◆ Task: Select, from the material below, each line with "index" in it.

◆ Raw data:
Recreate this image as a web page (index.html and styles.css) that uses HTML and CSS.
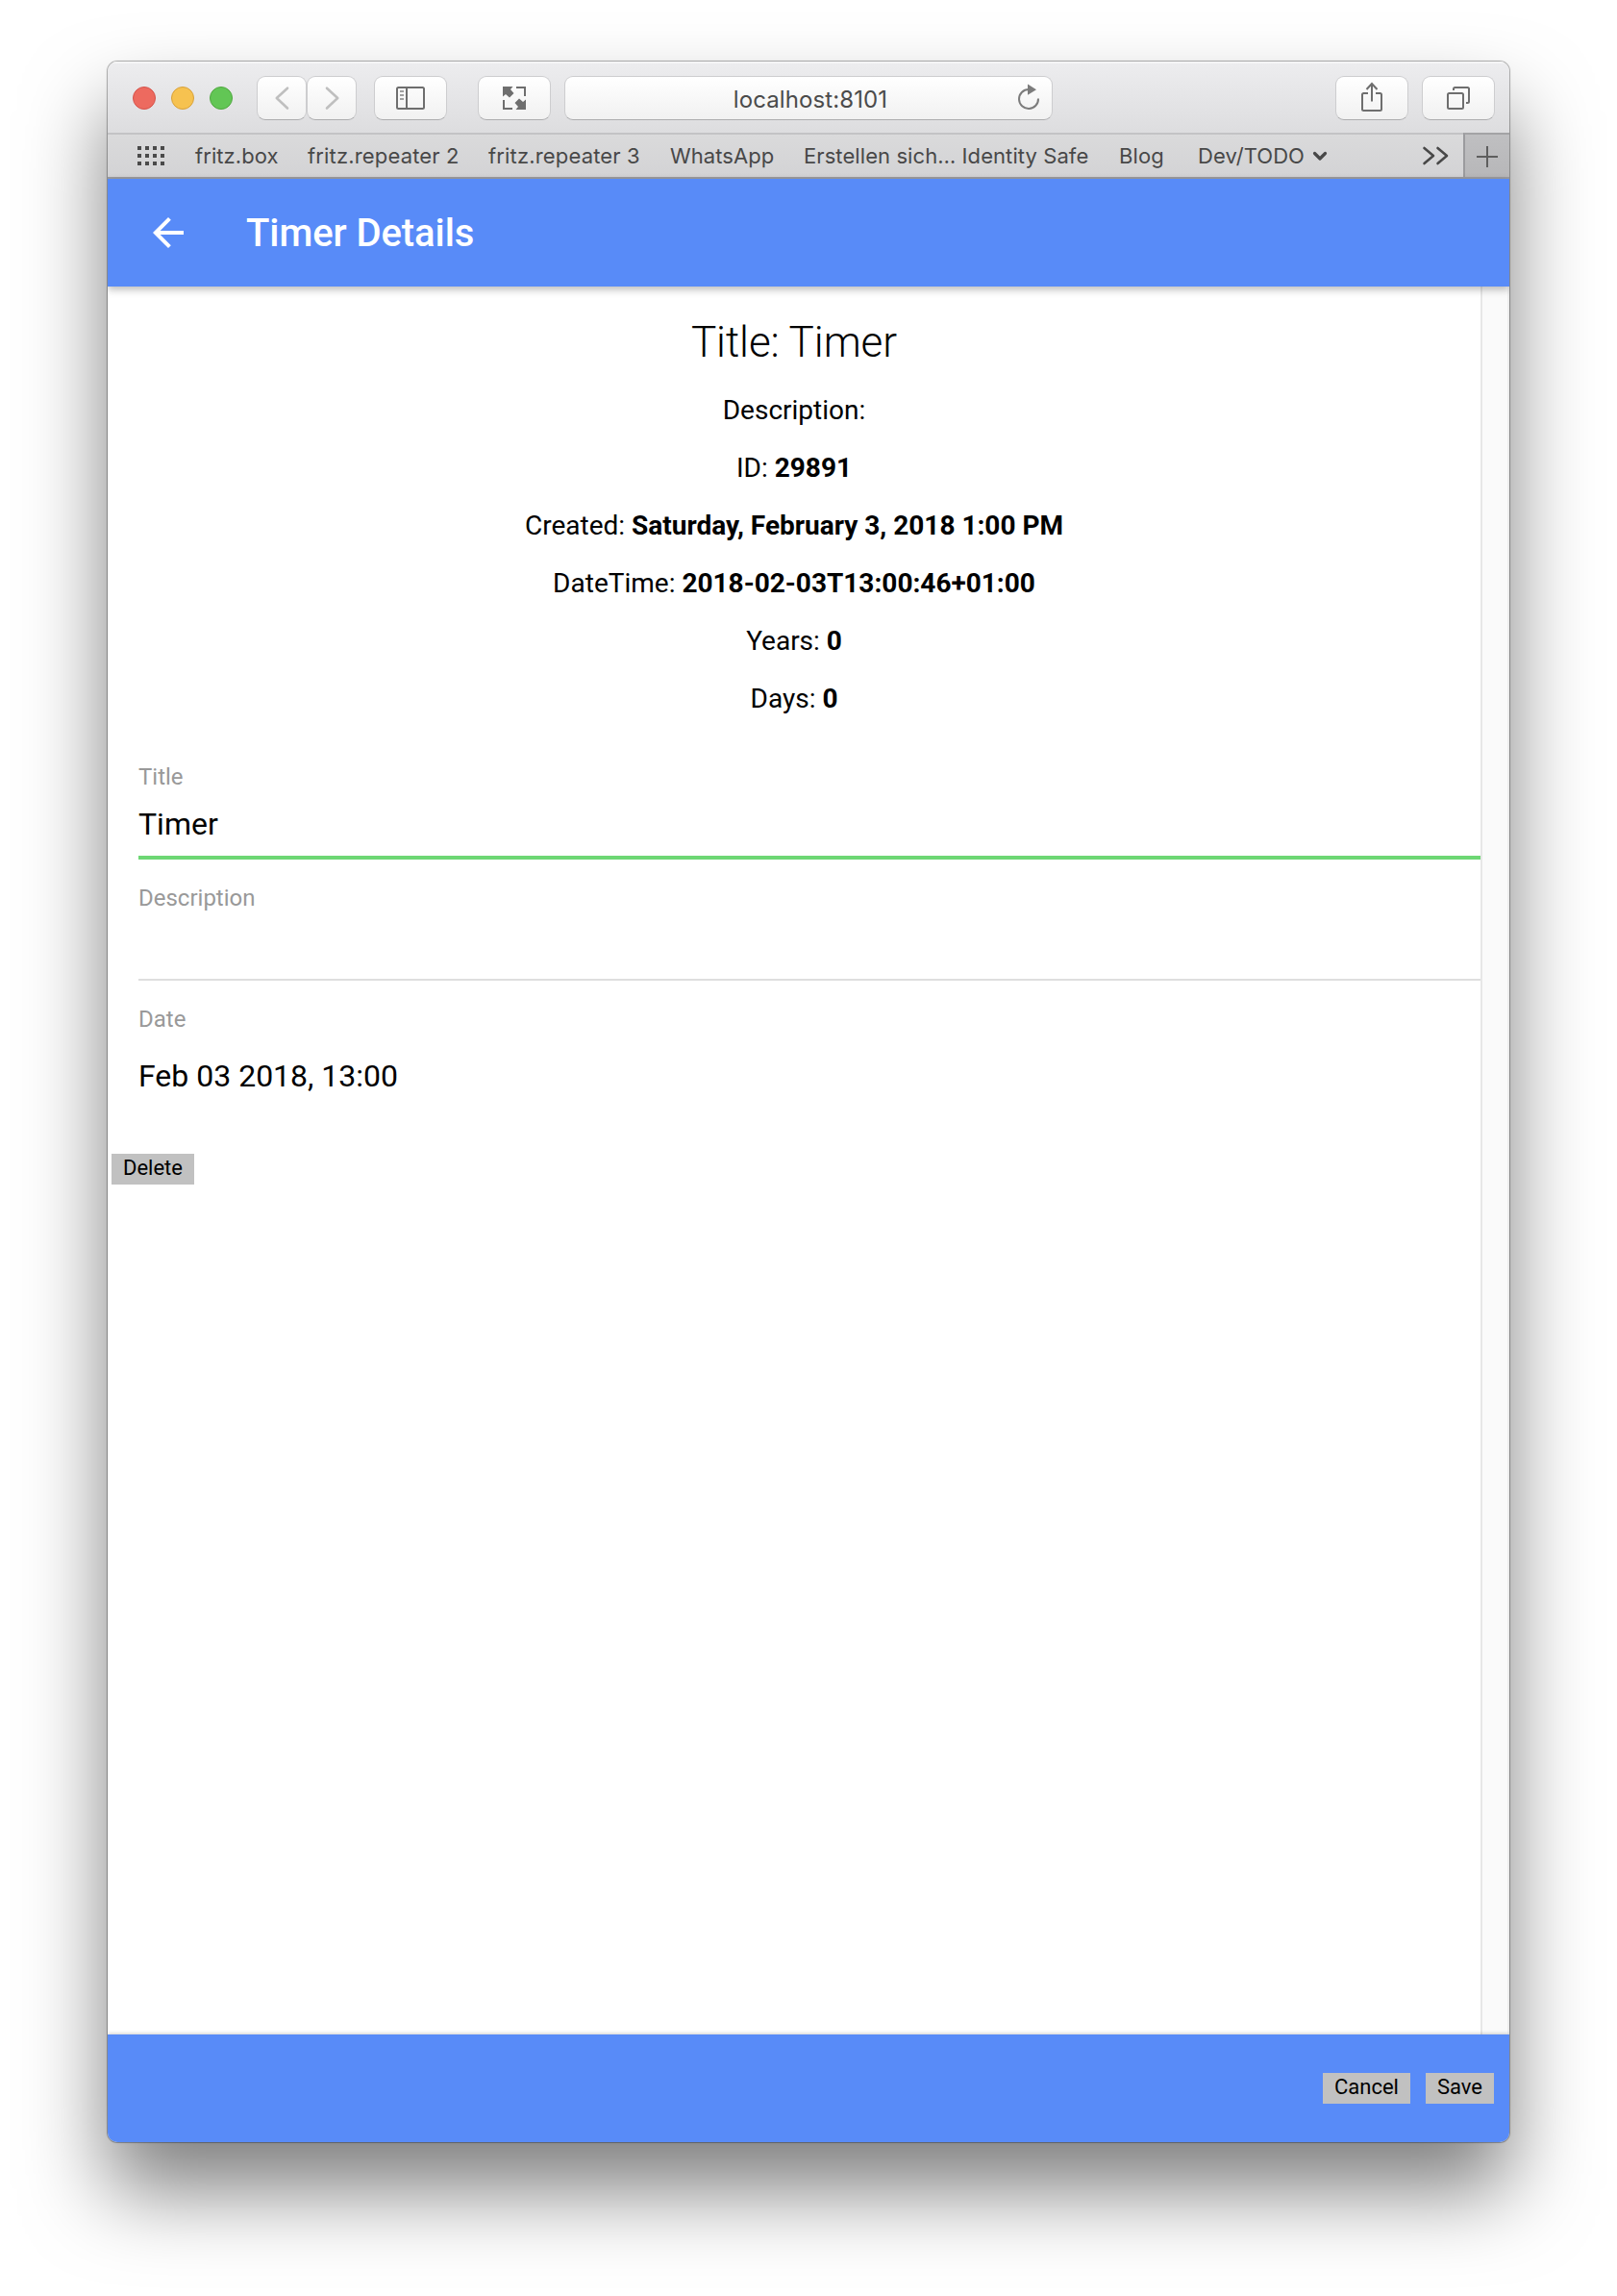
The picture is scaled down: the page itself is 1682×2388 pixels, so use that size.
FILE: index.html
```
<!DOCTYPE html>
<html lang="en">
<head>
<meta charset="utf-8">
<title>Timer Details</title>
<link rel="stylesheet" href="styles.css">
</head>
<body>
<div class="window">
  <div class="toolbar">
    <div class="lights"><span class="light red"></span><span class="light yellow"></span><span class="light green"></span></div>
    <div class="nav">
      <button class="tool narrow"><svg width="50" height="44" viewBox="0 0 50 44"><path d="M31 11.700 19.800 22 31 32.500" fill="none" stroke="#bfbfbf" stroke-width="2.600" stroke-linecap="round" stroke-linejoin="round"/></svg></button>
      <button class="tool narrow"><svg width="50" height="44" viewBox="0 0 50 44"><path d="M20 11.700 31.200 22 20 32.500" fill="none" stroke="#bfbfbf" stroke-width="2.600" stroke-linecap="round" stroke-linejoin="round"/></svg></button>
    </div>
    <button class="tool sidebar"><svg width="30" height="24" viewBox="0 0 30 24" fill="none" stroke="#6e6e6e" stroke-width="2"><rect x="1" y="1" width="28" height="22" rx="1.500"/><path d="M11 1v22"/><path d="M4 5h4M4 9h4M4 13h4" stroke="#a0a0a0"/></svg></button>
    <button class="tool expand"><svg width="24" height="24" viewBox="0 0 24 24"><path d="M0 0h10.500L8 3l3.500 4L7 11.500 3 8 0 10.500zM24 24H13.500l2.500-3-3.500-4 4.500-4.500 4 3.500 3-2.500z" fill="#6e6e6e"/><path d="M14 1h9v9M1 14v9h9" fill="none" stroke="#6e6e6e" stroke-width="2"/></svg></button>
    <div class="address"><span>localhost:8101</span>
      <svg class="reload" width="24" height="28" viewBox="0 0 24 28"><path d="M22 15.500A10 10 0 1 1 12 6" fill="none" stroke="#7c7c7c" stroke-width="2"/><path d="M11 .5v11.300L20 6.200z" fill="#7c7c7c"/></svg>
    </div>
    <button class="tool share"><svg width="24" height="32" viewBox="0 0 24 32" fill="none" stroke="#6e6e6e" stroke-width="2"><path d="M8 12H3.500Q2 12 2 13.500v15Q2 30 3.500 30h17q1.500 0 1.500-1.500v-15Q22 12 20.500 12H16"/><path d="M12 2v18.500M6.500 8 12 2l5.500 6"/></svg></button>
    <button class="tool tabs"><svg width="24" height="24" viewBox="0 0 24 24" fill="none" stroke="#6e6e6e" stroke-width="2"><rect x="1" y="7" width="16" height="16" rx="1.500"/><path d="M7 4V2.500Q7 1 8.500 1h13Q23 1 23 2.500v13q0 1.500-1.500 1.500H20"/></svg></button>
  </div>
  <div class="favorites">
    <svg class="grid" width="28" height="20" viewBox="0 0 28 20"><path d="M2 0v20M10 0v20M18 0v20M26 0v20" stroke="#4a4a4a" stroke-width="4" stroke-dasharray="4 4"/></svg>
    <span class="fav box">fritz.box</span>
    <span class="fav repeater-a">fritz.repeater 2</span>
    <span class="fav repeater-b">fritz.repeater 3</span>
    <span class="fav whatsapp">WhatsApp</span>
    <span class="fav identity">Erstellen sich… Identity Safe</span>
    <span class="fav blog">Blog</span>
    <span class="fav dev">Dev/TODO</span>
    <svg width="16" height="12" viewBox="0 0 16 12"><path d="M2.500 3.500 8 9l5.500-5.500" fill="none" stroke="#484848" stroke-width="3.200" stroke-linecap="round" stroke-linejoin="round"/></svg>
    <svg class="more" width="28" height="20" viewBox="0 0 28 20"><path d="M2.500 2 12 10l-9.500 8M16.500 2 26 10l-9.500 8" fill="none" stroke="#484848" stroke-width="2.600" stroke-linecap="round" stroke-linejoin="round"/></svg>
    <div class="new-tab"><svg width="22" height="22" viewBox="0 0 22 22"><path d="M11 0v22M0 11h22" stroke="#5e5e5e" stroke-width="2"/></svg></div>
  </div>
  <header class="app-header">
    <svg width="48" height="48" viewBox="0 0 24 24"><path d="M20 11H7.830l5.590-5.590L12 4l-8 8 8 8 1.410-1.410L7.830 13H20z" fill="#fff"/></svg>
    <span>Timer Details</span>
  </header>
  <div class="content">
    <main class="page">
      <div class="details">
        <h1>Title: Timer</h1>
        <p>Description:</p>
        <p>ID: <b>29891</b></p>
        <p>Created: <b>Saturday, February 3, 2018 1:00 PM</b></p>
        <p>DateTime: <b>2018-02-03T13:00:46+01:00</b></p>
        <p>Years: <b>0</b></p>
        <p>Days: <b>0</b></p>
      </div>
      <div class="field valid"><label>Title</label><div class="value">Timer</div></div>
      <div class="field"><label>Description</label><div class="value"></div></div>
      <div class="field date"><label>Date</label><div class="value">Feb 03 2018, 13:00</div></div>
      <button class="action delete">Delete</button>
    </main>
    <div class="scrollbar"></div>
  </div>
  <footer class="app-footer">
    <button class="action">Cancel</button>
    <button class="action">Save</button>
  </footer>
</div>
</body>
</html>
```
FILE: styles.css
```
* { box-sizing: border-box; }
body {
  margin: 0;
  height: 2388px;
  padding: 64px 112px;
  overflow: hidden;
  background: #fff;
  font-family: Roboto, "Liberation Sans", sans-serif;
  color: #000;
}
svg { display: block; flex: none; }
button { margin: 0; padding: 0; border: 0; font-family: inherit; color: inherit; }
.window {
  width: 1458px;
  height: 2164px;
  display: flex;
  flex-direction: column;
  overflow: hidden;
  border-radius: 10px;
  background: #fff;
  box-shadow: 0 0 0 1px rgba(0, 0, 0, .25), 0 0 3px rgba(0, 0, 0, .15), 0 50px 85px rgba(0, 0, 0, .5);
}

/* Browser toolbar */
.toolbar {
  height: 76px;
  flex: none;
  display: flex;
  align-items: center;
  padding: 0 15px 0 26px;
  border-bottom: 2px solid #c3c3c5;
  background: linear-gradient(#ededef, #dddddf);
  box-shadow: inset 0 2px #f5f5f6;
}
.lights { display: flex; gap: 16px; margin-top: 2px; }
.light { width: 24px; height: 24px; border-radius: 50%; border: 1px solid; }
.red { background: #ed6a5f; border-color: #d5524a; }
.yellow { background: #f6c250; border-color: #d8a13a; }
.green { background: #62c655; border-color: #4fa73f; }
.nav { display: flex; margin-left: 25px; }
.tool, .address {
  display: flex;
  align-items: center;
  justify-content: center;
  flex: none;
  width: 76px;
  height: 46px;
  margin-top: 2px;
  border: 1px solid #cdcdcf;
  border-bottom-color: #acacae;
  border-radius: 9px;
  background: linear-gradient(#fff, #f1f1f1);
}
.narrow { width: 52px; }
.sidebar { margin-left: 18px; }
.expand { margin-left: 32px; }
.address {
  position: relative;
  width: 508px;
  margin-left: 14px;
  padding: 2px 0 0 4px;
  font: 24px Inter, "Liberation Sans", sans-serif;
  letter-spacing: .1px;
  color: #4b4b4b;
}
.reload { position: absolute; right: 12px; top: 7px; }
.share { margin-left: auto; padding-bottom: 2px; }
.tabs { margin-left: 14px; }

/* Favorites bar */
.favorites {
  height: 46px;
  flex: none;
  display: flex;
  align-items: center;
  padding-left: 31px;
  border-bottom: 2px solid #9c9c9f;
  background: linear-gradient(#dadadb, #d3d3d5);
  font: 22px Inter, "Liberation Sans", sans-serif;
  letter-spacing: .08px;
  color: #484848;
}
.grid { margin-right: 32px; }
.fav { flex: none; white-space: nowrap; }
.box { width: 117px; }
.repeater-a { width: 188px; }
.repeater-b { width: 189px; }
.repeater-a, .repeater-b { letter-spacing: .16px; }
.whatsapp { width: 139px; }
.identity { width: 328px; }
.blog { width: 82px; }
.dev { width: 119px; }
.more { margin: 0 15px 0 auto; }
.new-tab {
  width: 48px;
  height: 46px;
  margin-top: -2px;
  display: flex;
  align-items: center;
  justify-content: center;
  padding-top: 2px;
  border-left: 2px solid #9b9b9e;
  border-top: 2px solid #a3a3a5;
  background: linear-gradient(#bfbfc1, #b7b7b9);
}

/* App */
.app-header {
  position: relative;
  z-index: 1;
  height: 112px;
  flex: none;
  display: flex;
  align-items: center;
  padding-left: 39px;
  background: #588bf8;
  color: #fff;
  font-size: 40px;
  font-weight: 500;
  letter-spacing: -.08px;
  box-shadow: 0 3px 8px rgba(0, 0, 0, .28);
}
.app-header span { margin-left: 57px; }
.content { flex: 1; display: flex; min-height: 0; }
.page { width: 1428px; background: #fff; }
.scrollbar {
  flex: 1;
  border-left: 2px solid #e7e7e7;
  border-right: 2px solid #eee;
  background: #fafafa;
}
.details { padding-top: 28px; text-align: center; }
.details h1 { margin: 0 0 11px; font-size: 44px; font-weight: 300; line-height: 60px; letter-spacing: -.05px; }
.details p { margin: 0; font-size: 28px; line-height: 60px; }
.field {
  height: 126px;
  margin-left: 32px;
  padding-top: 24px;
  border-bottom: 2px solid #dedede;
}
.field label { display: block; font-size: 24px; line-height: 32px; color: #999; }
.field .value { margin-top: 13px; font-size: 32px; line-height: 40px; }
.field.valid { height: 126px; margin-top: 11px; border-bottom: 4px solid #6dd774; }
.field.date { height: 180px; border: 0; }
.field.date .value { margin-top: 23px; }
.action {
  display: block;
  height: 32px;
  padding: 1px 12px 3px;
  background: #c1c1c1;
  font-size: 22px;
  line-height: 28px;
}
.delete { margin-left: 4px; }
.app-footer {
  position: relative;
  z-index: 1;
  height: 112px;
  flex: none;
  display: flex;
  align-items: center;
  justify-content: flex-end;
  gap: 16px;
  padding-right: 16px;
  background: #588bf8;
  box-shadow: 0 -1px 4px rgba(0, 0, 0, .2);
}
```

◆ Answer to this exercise:
Recreate this image as a web page (index.html and styles.css) that uses HTML and CSS.
FILE: index.html
  z-index: 1;
  z-index: 1;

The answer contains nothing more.